I assumed that the Borg Queen's unawareness of the origin from the Destiny trilogy was intended to show that events from the First Splinter timeline before the events of First Contact could still be different in the Prime Timeline.
 
I'm pretty sure the book said the timeline splintered forward and backward in time so nothing necessarily crosses over that we don't see onscreen.
The Borg timeline was explicitly stated to go backwards and forwards in time, not the First Splinter timeline, although I do prefer that idea.
 
All of Vanguard occurred, including the Federation discovering the Shedai metagenome.

The Andorians are having a reproductive crisis.

Wether these two facts ever collide like they did in the First Splinter, we’ll probably never see.
Isn't M'Benga in Vanguard and the forthcoming Strange New Worlds Pike-era series? While modern Trek has shown a willingness to adapt or adopt elements from the novels, we may soon have problems...
4GgTTeE.jpeg
 
Some elements that originate in the novels survive in the backstory of STO, e.g. Fleet Admiral Leonard James Akaar or Ro working on DS9. As an MMO, it's easier to edit itself to match current continuity (e.g. when they removed 2409-era Lieutenant Commander Icheb from K7).

As an aside, I keep thinking how Star Trek: Armada and Armada II probably lines up with the current on-screen continuity. Hitherto, I had treated them as somewhat "lower tier" continuity compared to the novels.
 
Isn't M'Benga in Vanguard and the forthcoming Strange New Worlds Pike-era series? While modern Trek has shown a willingness to adapt or adopt elements from the novels, we may soon have problems...

This is always the risk of doing tie-in fiction to an ongoing series. It was a pervasive risk during the '90s and early '00s, and it didn't stop them from doing the books anyway. Heck, all science fiction stories are eventually contradicted by new scientific discoveries or just by the calendar catching up. (Or lagging behind. The first spec novel I wrote was about a colony expedition to Mars, and it began in 2020.) The goal of the exercise is not to create something eternally contradiction-proof, just to spin the most plausible-sounding lies you can given what's known at the time, and to hope they don't get shot down too soon.
 
I'm pretty sure the book said the timeline splintered forward and backward in time so nothing necessarily crosses over that we don't see onscreen.

I’m almost positive it said no such thing, because I really wanted it to say that, and I sure don’t think it did.
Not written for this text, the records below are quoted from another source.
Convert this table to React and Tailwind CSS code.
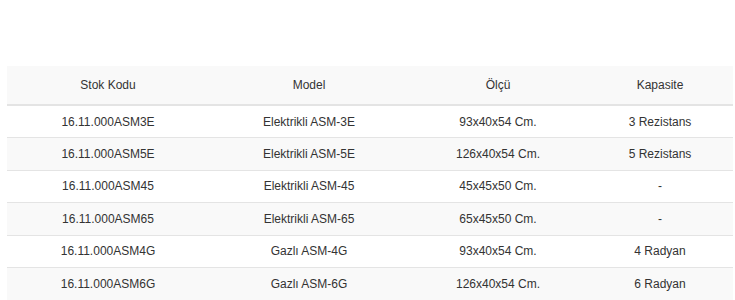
const rows = [
  { kod: "16.11.000ASM3E", model: "Elektrikli ASM-3E", olcu: "93x40x54 Cm.", kapasite: "3 Rezistans" },
  { kod: "16.11.000ASM5E", model: "Elektrikli ASM-5E", olcu: "126x40x54 Cm.", kapasite: "5 Rezistans" },
  { kod: "16.11.000ASM45", model: "Elektrikli ASM-45", olcu: "45x45x50 Cm.", kapasite: "-" },
  { kod: "16.11.000ASM65", model: "Elektrikli ASM-65", olcu: "65x45x50 Cm.", kapasite: "-" },
  { kod: "16.11.000ASM4G", model: "Gazlı ASM-4G", olcu: "93x40x54 Cm.", kapasite: "4 Radyan" },
  { kod: "16.11.000ASM6G", model: "Gazlı ASM-6G", olcu: "126x40x54 Cm.", kapasite: "6 Radyan" },
];

export default function App() {
  return (
    <div className="w-[735px] h-[300px] overflow-hidden bg-white pt-[66px] pl-[7px] font-['Liberation_Sans',Arial,sans-serif] text-[12px] text-[#333]">
      <table className="w-[726px] border-collapse table-fixed">
        <colgroup>
          <col className="w-[202px]" />
          <col className="w-[200px]" />
          <col className="w-[178px]" />
          <col className="w-[146px]" />
        </colgroup>
        <thead>
          <tr className="bg-[#f9f9f9] border-b-2 border-[#e4e4e4]">
            <th className="h-[39px] p-0 text-center font-normal">Stok Kodu</th>
            <th className="h-[39px] p-0 text-center font-normal">Model</th>
            <th className="h-[39px] p-0 text-center font-normal">Ölçü</th>
            <th className="h-[39px] p-0 text-center font-normal">Kapasite</th>
          </tr>
        </thead>
        <tbody>
          {rows.map((r, i) => (
            <tr key={r.kod} className={`border-b border-[#e4e4e4] ${i % 2 === 1 ? "bg-[#f9f9f9]" : "bg-white"}`}>
              <td className="h-[32.5px] p-0 text-center">{r.kod}</td>
              <td className="h-[32.5px] p-0 text-center">{r.model}</td>
              <td className="h-[32.5px] p-0 text-center">{r.olcu}</td>
              <td className="h-[32.5px] p-0 text-center">{r.kapasite}</td>
            </tr>
          ))}
        </tbody>
      </table>
    </div>
  );
}
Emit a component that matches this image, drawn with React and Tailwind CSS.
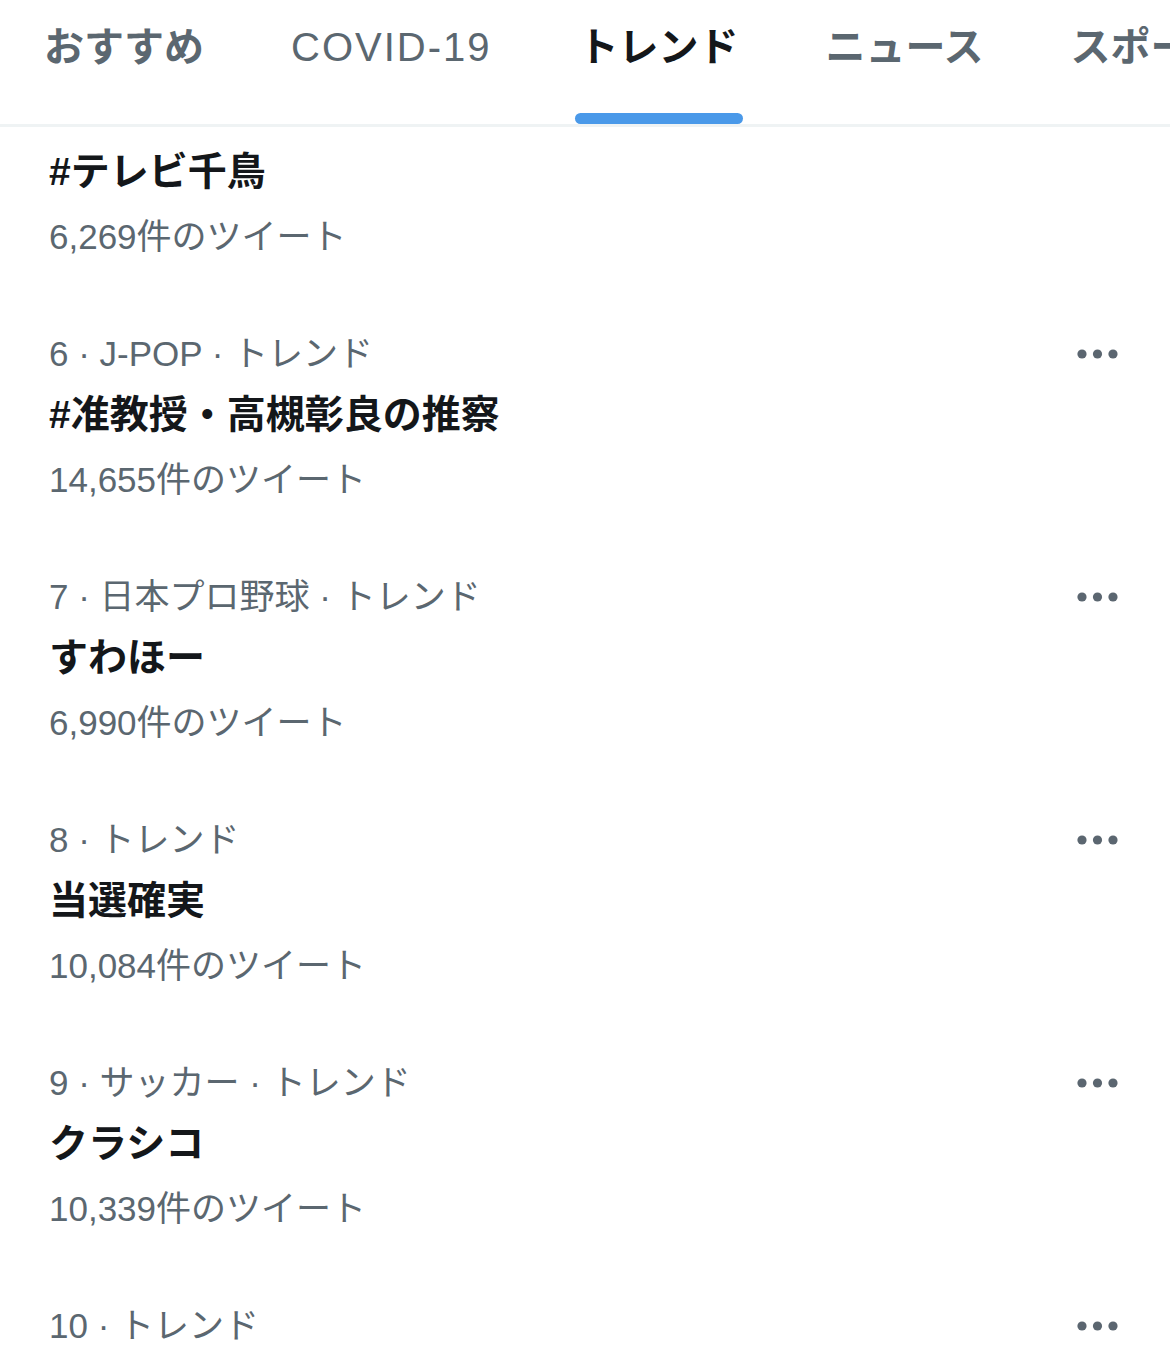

Didn't the trilogy explain that the Devidians were attacking realities spun off from the First Splinter? That would include the Captain Riker timeline whose history diverged no later than 2364, with Natasha Yar still alive at destruction in 2373. And the Galactic Commonwealth timeline, whose history includes the rise of the Terran Empire on pre-warp Earth.

I interpreted that to justify how the First Splinter could be a splinter of Kurtzman canon in spite of likely future incompatibilities in stories set prior to 2373.
 
Well the Mirror Universe was explained in a way that doesn’t fit with that version of branching, but the Captain Riker timeline is a really good point. I’ll be stewing on the ramifications of that point.
 
Isn't M'Benga in Vanguard and the forthcoming Strange New Worlds Pike-era series? While modern Trek has shown a willingness to adapt or adopt elements from the novels, we may soon have problems...
4GgTTeE.jpeg

I haven't read much Vanguard stuff, but is he that big of a character there? Is there much to contradict?
 
I haven't read much Vanguard stuff, but is he that big of a character there? Is there much to contradict?

I think just the fact that he'll be shown on Pike's Enterprise crew interacting with Spock some years before the timeframe of Vanguard is already a contradiction.